RECORDS SUPPLIED
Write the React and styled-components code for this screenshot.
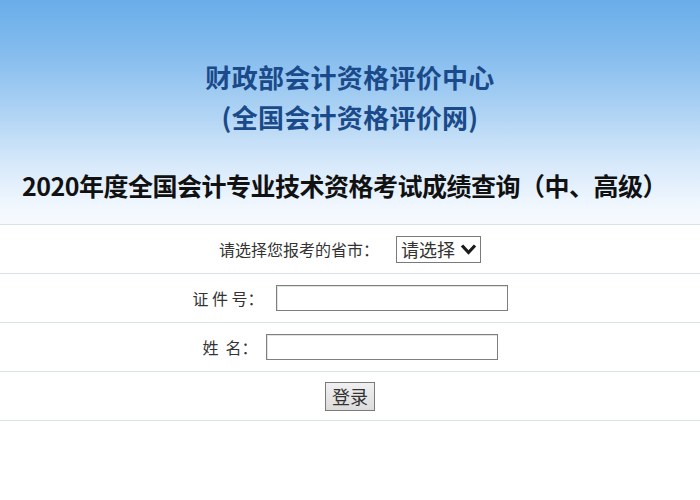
import React from "react";
import styled, { createGlobalStyle } from "styled-components";

const Global = createGlobalStyle`
  html, body { margin: 0; padding: 0; background: #ffffff; }
  body { font-family: "Noto Sans CJK SC", "Noto Sans", sans-serif; }
`;

const Page = styled.div`
  width: 700px;
  height: 500px;
  overflow: hidden;
  background: #ffffff;
`;

const Header = styled.header`
  height: 225px;
  box-sizing: border-box;
  padding-top: 57px;
  border-bottom: 1px solid #d8e3e6;
  background: linear-gradient(
    to bottom,
    #69ade9 0%,
    #86bdee 25%,
    #aed3f4 50%,
    #d5e8fa 72%,
    #f1f7fe 92%,
    #f6fafe 100%
  );
  display: flex;
  flex-direction: column;
  align-items: center;
`;

const OrgName = styled.div`
  font-size: 26px;
  line-height: 40px;
  font-weight: 700;
  color: #1a4a8a;
  text-align: center;
  letter-spacing: 0.3px;
`;

const PageTitle = styled.h1`
  margin: 28px 0 0 0;
  align-self: stretch;
  padding-left: 22px;
  font-size: 25px;
  line-height: 40px;
  font-weight: 700;
  letter-spacing: -0.5px;
  color: #111111;
  white-space: nowrap;
`;

const Form = styled.form`
  margin: 0;
  display: flex;
  flex-direction: column;
`;

const Row = styled.div`
  height: 48px;
  border-bottom: 1px solid #d8e3e6;
  display: flex;
  align-items: center;
  justify-content: center;
`;

const Label = styled.span`
  font-size: 16px;
  color: #333333;
  white-space: pre;
  margin-right: ${(p) => p.$gap}px;
`;

const SelectBox = styled.div`
  width: 85px;
  height: 27px;
  box-sizing: border-box;
  border: 1px solid #7a7a7a;
  background: #ffffff;
  display: flex;
  align-items: center;
  justify-content: space-between;
  padding: 0 3px 0 4px;
  font-size: 18px;
  color: #333333;
`;

const TextInput = styled.input`
  width: 232px;
  height: 26px;
  box-sizing: border-box;
  border: 1px solid #7f7f7f;
  box-shadow: inset 1px 1px 0 #e2e2e2;
  background: #ffffff;
  padding: 0 3px;
  font-size: 15px;
  outline: none;
`;

const Button = styled.button`
  width: 50px;
  height: 29px;
  box-sizing: border-box;
  border: 1px solid #7a7a7a;
  background: linear-gradient(to bottom, #f0f0f0, #dcdcdc);
  font-family: "Noto Sans CJK SC", sans-serif;
  font-size: 18px;
  line-height: 1;
  color: #333333;
  padding: 0;
`;

function Chevron() {
  return (
    <svg width="17" height="12" viewBox="0 0 17 12">
      <path d="M2 2.5 L8.5 9.5 L15 2.5" fill="none" stroke="#1a1a1a" strokeWidth="3.2" strokeLinejoin="miter" />
    </svg>
  );
}

export default function App() {
  return (
    <Page>
      <Global />
      <Header>
        <OrgName>财政部会计资格评价中心</OrgName>
        <OrgName>(全国会计资格评价网)</OrgName>
        <PageTitle>2020年度全国会计专业技术资格考试成绩查询（中、高级）</PageTitle>
      </Header>
      <Form onSubmit={(e) => e.preventDefault()}>
        <Row>
          <Label $gap={17}>请选择您报考的省市：</Label>
          <SelectBox>
            <span>请选择</span>
            <Chevron />
          </SelectBox>
        </Row>
        <Row>
          <Label $gap={12}>证 件 号：</Label>
          <TextInput type="text" />
        </Row>
        <Row>
          <Label $gap={8}>{"姓  名："}</Label>
          <TextInput type="text" />
        </Row>
        <Row>
          <Button type="submit">登录</Button>
        </Row>
      </Form>
    </Page>
  );
}
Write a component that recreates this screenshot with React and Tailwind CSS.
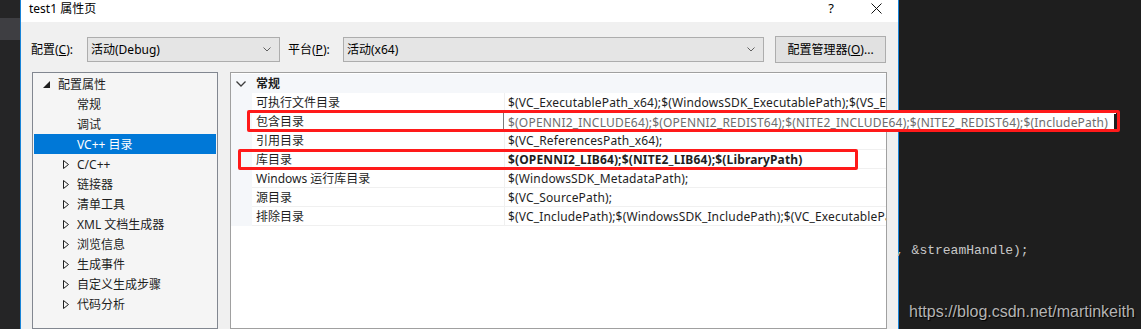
import React from "react";

const UI = "font-['Noto_Sans','Noto_Sans_CJK_SC',sans-serif]";

function ChildArrow() {
  return (
    <svg width="6" height="9" viewBox="0 0 6 9" className="shrink-0">
      <path d="M0.5 0.5 L5.5 4.5 L0.5 8.5 Z" fill="none" stroke="#1e1e1e" strokeWidth="1" />
    </svg>
  );
}

function RootArrow() {
  return (
    <svg width="7" height="7" viewBox="0 0 7 7" className="shrink-0">
      <path d="M7 0 L7 7 L0 7 Z" fill="#1e1e1e" />
    </svg>
  );
}

const treeItems = [
  { label: "常规", arrow: false },
  { label: "调试", arrow: false },
  { label: "VC++ 目录", arrow: false, selected: true },
  { label: "C/C++", arrow: true },
  { label: "链接器", arrow: true },
  { label: "清单工具", arrow: true },
  { label: "XML 文档生成器", arrow: true },
  { label: "浏览信息", arrow: true },
  { label: "生成事件", arrow: true },
  { label: "自定义生成步骤", arrow: true },
  { label: "代码分析", arrow: true },
];

const gridRows = [
  { name: "可执行文件目录", value: "$(VC_ExecutablePath_x64);$(WindowsSDK_ExecutablePath);$(VS_ExecutablePath);$(MSBuild_ExecutablePath);$(PATH);" },
  { name: "包含目录", value: "", editing: true },
  { name: "引用目录", value: "$(VC_ReferencesPath_x64);" },
  { name: "库目录", value: "$(OPENNI2_LIB64);$(NITE2_LIB64);$(LibraryPath)", bold: true },
  { name: "Windows 运行库目录", value: "$(WindowsSDK_MetadataPath);" },
  { name: "源目录", value: "$(VC_SourcePath);" },
  { name: "排除目录", value: "$(VC_IncludePath);$(WindowsSDK_IncludePath);$(VC_ExecutablePath_x64);$(VC_LibraryPath_x64);" },
];

function Combo({ text, width }) {
  return (
    <div className={`h-[25px] ${width} bg-[#e5e5e5] border border-[#adadad] flex items-center pl-[3px] pr-[8px]`}>
      <span className="flex-1 text-[12px] text-[#000]">{text}</span>
      <svg width="8" height="5" viewBox="0 0 8 5">
        <path d="M0.5 0.5 L4 4 L7.5 0.5" fill="none" stroke="#606060" strokeWidth="1" />
      </svg>
    </div>
  );
}

export default function App() {
  return (
    <div className={`relative w-[1141px] h-[329px] overflow-hidden flex bg-[#1e1e1e] ${UI}`}>
      {/* left editor strip */}
      <div className="w-[20px] bg-[#252526] flex flex-col">
        <div className="h-[18px]" />
        <div className="h-[22px] bg-[#3e3e42]" />
      </div>

      {/* dialog */}
      <div className="w-[879px] border-l border-r border-[#1883d7] flex flex-col bg-[#f0f0f0]">
        <div className="h-[22px] bg-white flex items-center pl-[8px] text-[12px] text-black">
          <span className="flex-1 -mt-[5px]">test1 属性页</span>
          <span className="text-[13px] mr-[37px] -mt-[5px]">?</span>
          <svg width="11" height="11" viewBox="0 0 11 11" className="mr-[16px] -mt-[5px]">
            <path d="M0.5 0.5 L10.5 10.5 M10.5 0.5 L0.5 10.5" stroke="#111" strokeWidth="1" />
          </svg>
        </div>

        <div className="flex items-center h-[27px] mt-[14px] pl-[10px] text-[12px] text-black">
          <span className="w-[56px]">
            配置(<span className="underline">C</span>):
          </span>
          <Combo text="活动(Debug)" width="w-[193px]" />
          <span className="ml-[8px] w-[55px]">
            平台(<span className="underline">P</span>):
          </span>
          <Combo text="活动(x64)" width="w-[421px]" />
          <div className="ml-[11px] w-[111px] h-[27px] bg-[#e1e1e1] border border-[#adadad] flex items-center justify-center">
            配置管理器(<span className="underline">O</span>)...
          </div>
        </div>

        <div className="flex mt-[9px] ml-[11px] gap-[12px] flex-1">
          {/* tree */}
          <div className="w-[186px] border border-[#828790] bg-[#f5f5f5] pt-[1px] text-[12px] text-[#1e1e1e]">
            <div className="h-[20px] flex items-center pl-[10px] pt-[1px]">
              <RootArrow />
              <span className="ml-[8px]">配置属性</span>
            </div>
            {treeItems.map((t) => (
              <div
                key={t.label}
                className={`h-[20px] flex items-center pt-[1px] ${t.selected ? "bg-[#0078d7] text-white mx-[1px] pl-[29px]" : "pl-[30px]"}`}
              >
                <span className="w-[14px] flex">{t.arrow ? <ChildArrow /> : null}</span>
                <span>{t.label}</span>
              </div>
            ))}
          </div>

          {/* property grid */}
          <div className="w-[657px] border border-[#a0a0a0] bg-white pt-[1px] overflow-hidden text-[12px] text-[#1e1e1e]">
            <div className="h-[19px] flex items-center bg-[#f5f7fa] pt-[1px]">
              <svg width="10" height="6" viewBox="0 0 10 6" className="ml-[5px]">
                <path d="M0.5 0.5 L5 5 L9.5 0.5" fill="none" stroke="#3c3c3c" strokeWidth="1.3" />
              </svg>
              <span className="ml-[10px] font-bold">常规</span>
            </div>
            {gridRows.map((r) => (
              <div key={r.name} className="h-[19px] flex">
                <div className="w-[21px] bg-[#f5f7fa]" />
                <div className={`w-[252px] border-b border-[#f0f0f0] flex items-center pl-[4px] pt-[2px] ${r.editing ? "bg-white" : ""}`}>
                  {r.name}
                </div>
                <div className="flex-1 min-w-0 border-l border-b border-[#f0f0f0] flex items-center pl-[3px] pt-[2px] whitespace-nowrap overflow-hidden tracking-[0.15px]">
                  <span className={r.bold ? "font-bold" : ""}>{r.value}</span>
                </div>
              </div>
            ))}
          </div>
        </div>
      </div>

      {/* right editor area */}
      <div className="flex-1 relative">
        <div className="absolute left-[-3px] top-[241px] font-['Liberation_Mono',monospace] text-[13px] text-[#c8c8c8] whitespace-pre">
          , &amp;streamHandle);
        </div>
        <div className="absolute left-[10px] top-[300px] font-['Liberation_Sans',Arial,sans-serif] text-[16px] text-[#b4b4b4] whitespace-nowrap [text-shadow:1px_1px_1px_#000]">
          https://blog.csdn.net/martinkeith
        </div>
      </div>

      {/* in-place edit box of 包含目录 (extends over the dialog edge) */}
      <div className="absolute left-[503px] top-[112px] w-[613px] h-[19px] bg-white border-l border-[#7a7a7a] flex items-center pl-[4px] pt-[2px] text-[12px] text-[#6d6d6d] whitespace-nowrap tracking-[0.2px]">
        <span className="flex-1">$(OPENNI2_INCLUDE64);$(OPENNI2_REDIST64);$(NITE2_INCLUDE64);$(NITE2_REDIST64);$(IncludePath)</span>
        <span className="w-[2px] h-full bg-[#1e1e1e]" />
      </div>

      {/* annotation boxes */}
      <div className="absolute left-[247px] top-[110px] w-[873px] h-[22px] border-[3px] border-[#ff1a1a] rounded-[2px]" />
      <div className="absolute left-[238px] top-[149px] w-[620px] h-[21px] border-[3px] border-[#ff1a1a] rounded-[2px]" />
    </div>
  );
}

EXERCISE DIRECTIONS
Read through the data and copy every line where "React" shows up.

TASK RESULT
Write the React and styled-components code for this screenshot.
import React from "react";
Write a component that recreates this screenshot with React and Tailwind CSS.
import React from "react";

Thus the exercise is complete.